韓国のムン・ジェイン(文在寅)前大統領が、在任中に北朝鮮のキム・ジョンウン(金正恩)総書記からプレゼントされた北朝鮮原産の豊山犬2匹を、このほど国に返還した。2匹は既に韓国光州市(クァンジュシ)にある動物園に引き渡され、国側が返還を要求しない限り、そこで余生を送ることになる。
◇国の所有
キム総書記(当時は朝鮮労働党委員長)は2018年9月の南北首脳会談を機に、「ソンガン」「コミ」と名付けられた豊山犬のペアをムン氏にプレゼントした。2匹は南北を隔てる非武装地帯(DMZ)の板門店(パンムンジョム)を経由して3キログラム分のえさとともに韓国側に運ばれ、韓国大統領府でムン氏が飼育していた。
韓国では今年5月に政権交代があり、2匹の引き継ぎ問題が浮上した。大統領が国家元首級から受け取ったプレゼントの所有権は国にあり、本来は大統領の資料などを保管する「大統領記録館」に保管される。ただ、2匹は動物のため▽後任のユン・ソンニョル(尹錫悦)氏が引き継ぐ▽国立動物園など公共機関に譲り渡す――などの案が検討された。
ユン氏の「たとえ首脳間の贈り物であっても、それまで育てていた主人が引き受けるべきだ」との意向もあり、結局、ムン氏の退任とともに慶尚南道(キョンサンナムド)梁山市(ヤンサンシ)の私邸に引き取られた。
◇委託管理
その際、大統領記録館からの管理委託という形式が取られ、ムン氏はユン政権側に豊山犬の飼育・管理費用を国から受け取るための法令整備を求めた。
ところが、法令の整備は進まず、行政安全省が1カ月当たり計250万ウォン(約26万円)=飼料代35万ウォン、医療費15万ウォン、管理用役費200万ウォン=程度の予算案を策定しても政府内から反対意見が出て執行できず、管理費はムン氏個人が負担することになった。
こうした状況を受け、ムン氏は11月5日、同省に豊山犬を国に返還すると通知した。この時、ムン氏は「これまで育ててきた情があり、耐えてきた。ユン政権は法令整備を約束したのに、それを進捗させなかった。退任から半年が過ぎた今、同じ状態が続いている」と訴えた。
これに対し、ユン政権側は「法令整備に反対はしておらず、関係省庁が協議中の段階だった」と反論している。
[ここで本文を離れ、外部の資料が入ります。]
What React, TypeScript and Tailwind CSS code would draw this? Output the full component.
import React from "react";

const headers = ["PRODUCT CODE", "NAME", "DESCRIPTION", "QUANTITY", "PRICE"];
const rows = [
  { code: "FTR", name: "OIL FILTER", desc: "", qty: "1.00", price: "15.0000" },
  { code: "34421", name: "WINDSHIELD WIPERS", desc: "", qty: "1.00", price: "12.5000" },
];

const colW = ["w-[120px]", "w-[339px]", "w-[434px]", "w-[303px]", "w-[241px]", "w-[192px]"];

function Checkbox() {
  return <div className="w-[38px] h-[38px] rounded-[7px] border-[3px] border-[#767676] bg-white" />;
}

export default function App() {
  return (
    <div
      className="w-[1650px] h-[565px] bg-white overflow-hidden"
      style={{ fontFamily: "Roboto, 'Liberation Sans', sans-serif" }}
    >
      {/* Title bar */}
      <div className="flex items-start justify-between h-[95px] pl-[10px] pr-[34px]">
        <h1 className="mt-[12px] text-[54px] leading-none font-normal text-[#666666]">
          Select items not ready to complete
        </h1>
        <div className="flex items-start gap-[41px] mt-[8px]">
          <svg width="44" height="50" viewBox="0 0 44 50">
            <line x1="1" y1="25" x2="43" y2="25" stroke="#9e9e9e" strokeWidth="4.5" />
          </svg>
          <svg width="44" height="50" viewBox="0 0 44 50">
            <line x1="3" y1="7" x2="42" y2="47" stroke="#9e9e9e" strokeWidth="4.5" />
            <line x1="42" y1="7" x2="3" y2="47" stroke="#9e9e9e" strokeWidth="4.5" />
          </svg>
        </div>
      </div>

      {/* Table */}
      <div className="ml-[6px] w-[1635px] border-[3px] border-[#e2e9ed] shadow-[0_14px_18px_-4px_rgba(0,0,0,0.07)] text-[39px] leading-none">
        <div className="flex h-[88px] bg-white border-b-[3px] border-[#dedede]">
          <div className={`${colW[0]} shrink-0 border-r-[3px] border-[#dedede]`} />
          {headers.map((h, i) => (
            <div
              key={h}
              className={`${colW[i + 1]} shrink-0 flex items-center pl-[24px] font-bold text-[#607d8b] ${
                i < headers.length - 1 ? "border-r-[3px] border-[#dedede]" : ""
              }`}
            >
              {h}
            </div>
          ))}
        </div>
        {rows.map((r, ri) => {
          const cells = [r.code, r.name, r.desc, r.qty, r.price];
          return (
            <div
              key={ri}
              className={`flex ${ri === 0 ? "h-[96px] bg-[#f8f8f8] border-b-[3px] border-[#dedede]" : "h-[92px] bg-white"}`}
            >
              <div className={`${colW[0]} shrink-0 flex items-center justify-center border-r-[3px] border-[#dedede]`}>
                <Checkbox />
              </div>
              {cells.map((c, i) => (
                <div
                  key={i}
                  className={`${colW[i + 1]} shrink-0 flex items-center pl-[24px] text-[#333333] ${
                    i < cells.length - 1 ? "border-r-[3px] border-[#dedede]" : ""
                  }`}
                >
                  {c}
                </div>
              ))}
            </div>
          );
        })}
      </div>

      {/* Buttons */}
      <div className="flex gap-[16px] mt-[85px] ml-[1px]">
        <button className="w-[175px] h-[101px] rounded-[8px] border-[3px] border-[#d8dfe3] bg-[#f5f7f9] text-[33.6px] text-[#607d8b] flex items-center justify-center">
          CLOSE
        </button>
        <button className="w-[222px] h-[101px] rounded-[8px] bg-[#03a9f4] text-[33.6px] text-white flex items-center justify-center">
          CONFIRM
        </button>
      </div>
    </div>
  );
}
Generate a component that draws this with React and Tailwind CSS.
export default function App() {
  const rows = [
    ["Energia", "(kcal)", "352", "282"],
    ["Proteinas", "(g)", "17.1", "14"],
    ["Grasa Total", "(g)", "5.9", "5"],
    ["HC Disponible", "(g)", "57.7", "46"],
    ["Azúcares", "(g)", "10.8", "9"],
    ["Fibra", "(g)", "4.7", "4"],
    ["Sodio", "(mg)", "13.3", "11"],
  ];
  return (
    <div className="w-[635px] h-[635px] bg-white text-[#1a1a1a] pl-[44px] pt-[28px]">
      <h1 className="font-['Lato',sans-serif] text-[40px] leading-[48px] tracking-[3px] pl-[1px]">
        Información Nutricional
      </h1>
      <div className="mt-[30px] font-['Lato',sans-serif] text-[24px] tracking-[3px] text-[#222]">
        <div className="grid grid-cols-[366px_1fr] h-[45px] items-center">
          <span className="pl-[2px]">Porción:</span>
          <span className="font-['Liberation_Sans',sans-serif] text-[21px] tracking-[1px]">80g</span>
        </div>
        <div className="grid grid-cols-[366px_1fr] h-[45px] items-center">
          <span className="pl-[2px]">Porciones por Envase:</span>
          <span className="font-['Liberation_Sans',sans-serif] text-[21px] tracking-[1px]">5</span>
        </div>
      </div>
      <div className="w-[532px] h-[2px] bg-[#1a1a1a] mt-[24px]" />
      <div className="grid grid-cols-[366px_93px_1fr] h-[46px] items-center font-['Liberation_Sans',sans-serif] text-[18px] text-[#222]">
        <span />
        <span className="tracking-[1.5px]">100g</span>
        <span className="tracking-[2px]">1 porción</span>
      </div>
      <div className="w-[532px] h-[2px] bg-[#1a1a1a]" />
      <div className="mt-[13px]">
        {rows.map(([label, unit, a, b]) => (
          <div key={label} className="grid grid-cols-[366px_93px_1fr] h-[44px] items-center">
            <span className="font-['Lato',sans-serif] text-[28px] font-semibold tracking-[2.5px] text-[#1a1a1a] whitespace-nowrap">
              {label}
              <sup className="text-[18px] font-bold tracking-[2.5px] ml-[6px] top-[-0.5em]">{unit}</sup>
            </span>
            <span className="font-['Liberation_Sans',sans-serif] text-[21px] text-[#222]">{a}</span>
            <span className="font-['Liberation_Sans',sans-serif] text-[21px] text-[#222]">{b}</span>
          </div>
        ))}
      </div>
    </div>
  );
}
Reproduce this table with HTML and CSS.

ムン氏が飼料代を惜しんでいるという批判も上がったが、ムン氏は「この6カ月間、大統領記録物であるペットにかかるすべての費用を退任大統領が負担し、愛情を注いできた。むしろ感謝してほしい」と訴えた。
◇動物園で余生
ムン氏のもとを離れたコミとソンガンは、大邱(テグ)市の慶北(キョンプク)大学獣医学部付属動物病院で検査を受けた。その後、大統領記録館と光州(クァンジュ)市の協議を経て、今月9日に光州市北区の「ウチ公園動物園」に引き渡された。豊山犬は大統領記録物であるため、譲渡ではなく貸与の形を取っている。
コミとソンガンは1.5坪余りの飼育場で生活を始め、午前と午後の2回、合わせて2時間ずつ園内を散歩をしている。大統領記録館から返還要求がない限り、コミとソンガンはここで生涯を終えることになる。
韓国と北朝鮮は過去にも、緊張緩和のシンボルとして犬を贈り合う交流を進めてきた。
2000年6月に韓国のキム・デジュン(金大中)大統領(当時)と北朝鮮のキム・ジョンイル(金正日)総書記が初めての首脳会談を開いた際にも、キム・ジョンイル総書記は「ウリ(われわれ)」「トゥリ(ふたり)」と命名した豊山犬2匹をキム大統領に寄贈した。キム大統領もお返しに、韓国原産の珍島犬2匹に「ピョンファ(平和)」「トンイル(統一)」との名前を付けてプレゼントした。